(Reuters) - The U.S. Centers for Disease Control and Prevention has created a faster test for detecting a strain of enterovirus behind an outbreak of respiratory illnesses affecting hundreds of children in recent months, the agency announced on Tuesday.
CDC said the new test for enterovirus 68 produces a result within a few days, rather than the several weeks needed under the old test.
The faster test will help it track where and when the outbreak of the virus is ending. CDC expects the rate of new infections to decline as the weather turns colder, and is already seeing evidence of this at some hospitals.
There is no known treatment for the virus beyond managing symptoms, and so the new test is not expected to improve the prognosis of individuals infected with the virus, Dr.
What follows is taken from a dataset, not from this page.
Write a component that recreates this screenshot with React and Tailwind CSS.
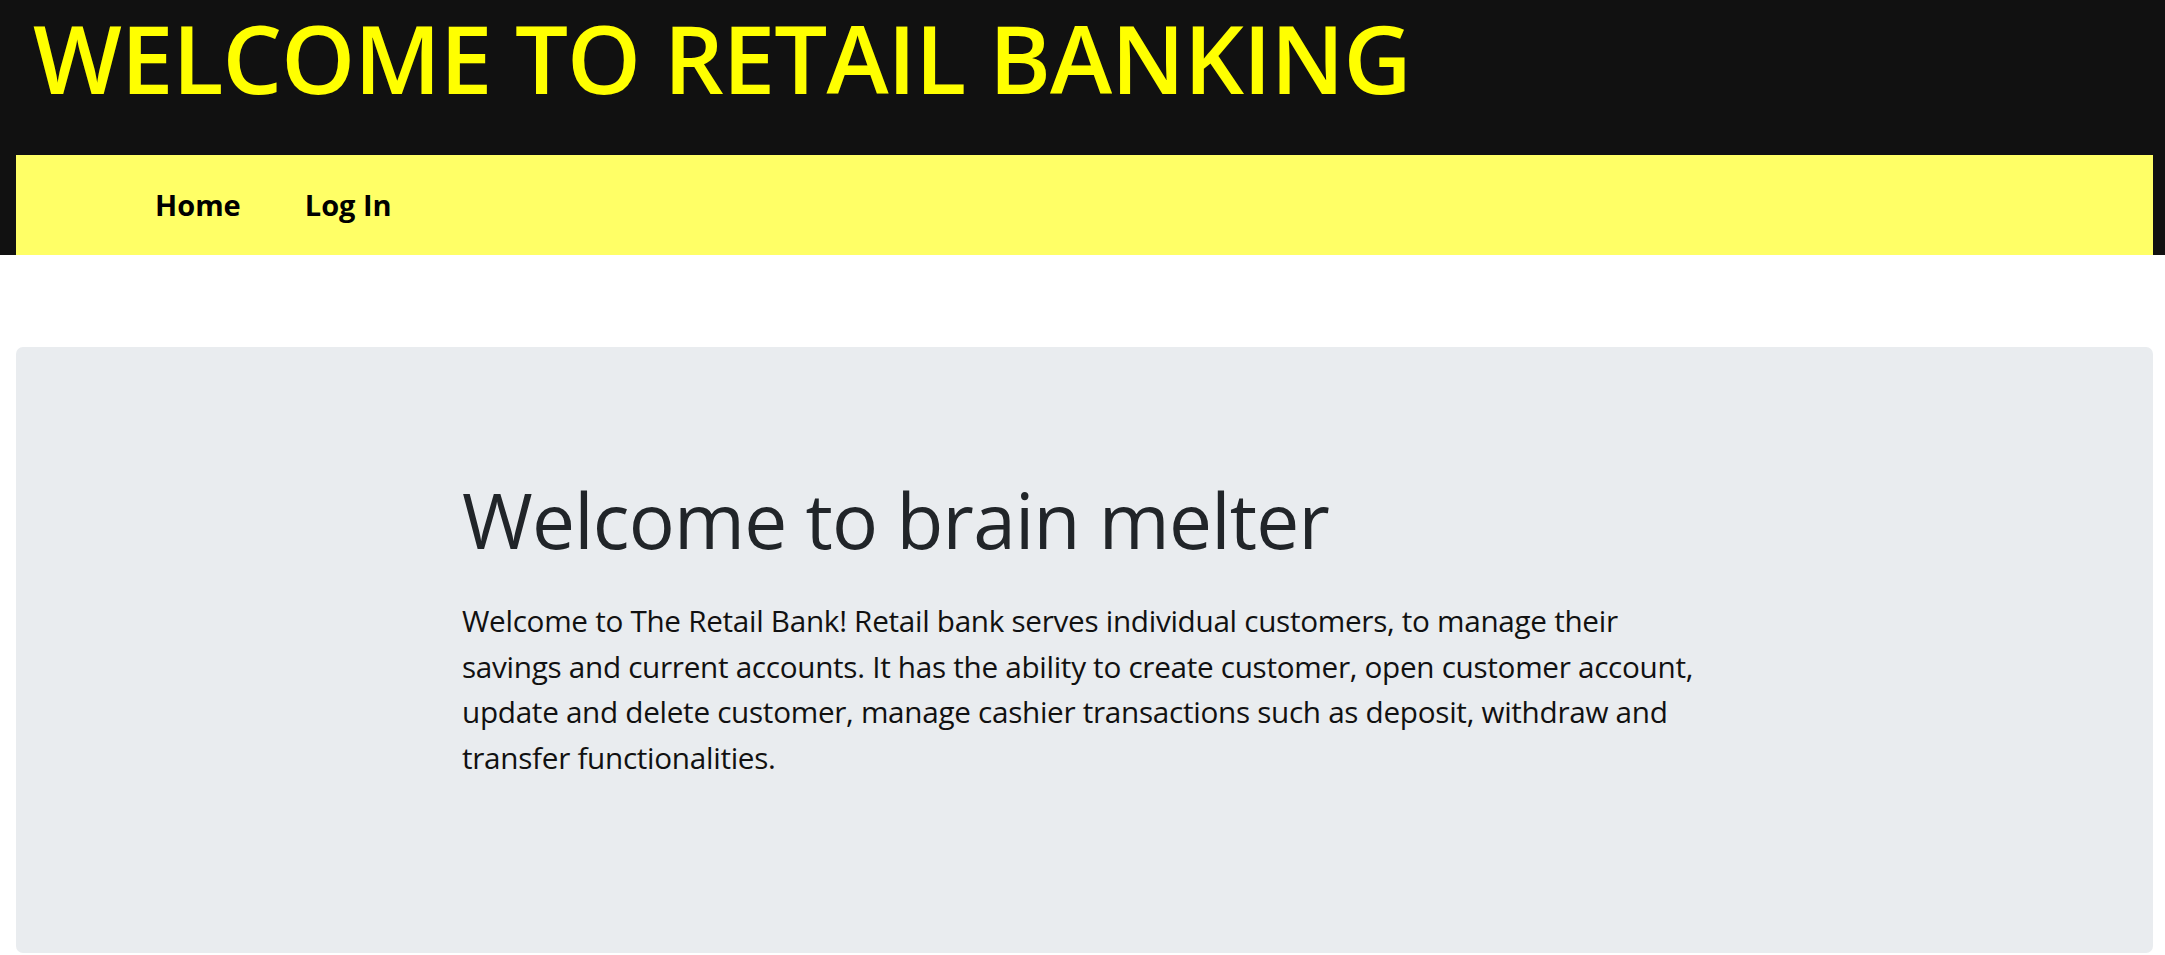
import React from "react";

function Header() {
  return (
    <header className="bg-[#111111] pl-[16px] pr-[12px]">
      <div className="h-[155px] pt-[2px] pl-[17px]">
        <h1 className="text-[#ffff00] text-[94px] font-semibold leading-[1.2] tracking-[-0.01em]">
          WELCOME TO RETAIL BANKING
        </h1>
      </div>
      <nav className="h-[100px] bg-[#ffff66] flex items-center gap-[64px] pl-[139px]">
        <a href="#" className="text-black text-[29px] font-bold">
          Home
        </a>
        <a href="#" className="text-black text-[29px] font-bold">
          Log In
        </a>
      </nav>
    </header>
  );
}

export default function App() {
  return (
    <div className="min-h-screen bg-white font-['Open_Sans',sans-serif]">
      <Header />
      <main className="pt-[92px] pl-[16px] pr-[12px]">
        <section className="h-[606px] bg-[#e9ecef] rounded-[7px] pt-[127px] pl-[446px]">
          <div className="w-[1262px]">
            <h2 className="text-[#212529] text-[76.6px] font-medium leading-[1.2] tracking-[-0.01em]">
              Welcome to brain melter
            </h2>
            <p className="mt-[32px] text-[#111111] text-[29.7px] leading-[45.7px] tracking-[-0.01em]">
              Welcome to The Retail Bank! Retail bank serves individual customers, to manage their
              savings and current accounts. It has the ability to create customer, open customer account,
              update and delete customer, manage cashier transactions such as deposit, withdraw and
              transfer functionalities.
            </p>
          </div>
        </section>
      </main>
    </div>
  );
}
Steve Oberste, the chief of the CDC’s polio and picornavirus laboratories, said in a telephone interview.
“It’s mainly for surveillance purposes,” Oberste said, adding that faster testing could help more quickly identify clusters of illnesses, allowing for interventions that might dampen further spread of the virus.
Much like common cold viruses, it is transmitted through sneezes, coughs and contact with surfaces that have been touched by an infected person.
The virus strain has infected at least 691 people in 46 states and the District of Columbia since mid-August, most of them children, according to CDC data.
Most people who get the virus recover after an unpleasant bout of influenza-like symptoms. In severe cases, especially if the patient is asthmatic, it can hamper a person’s breathing. The virus strain has been detected in five people who died this year, according to CDC data.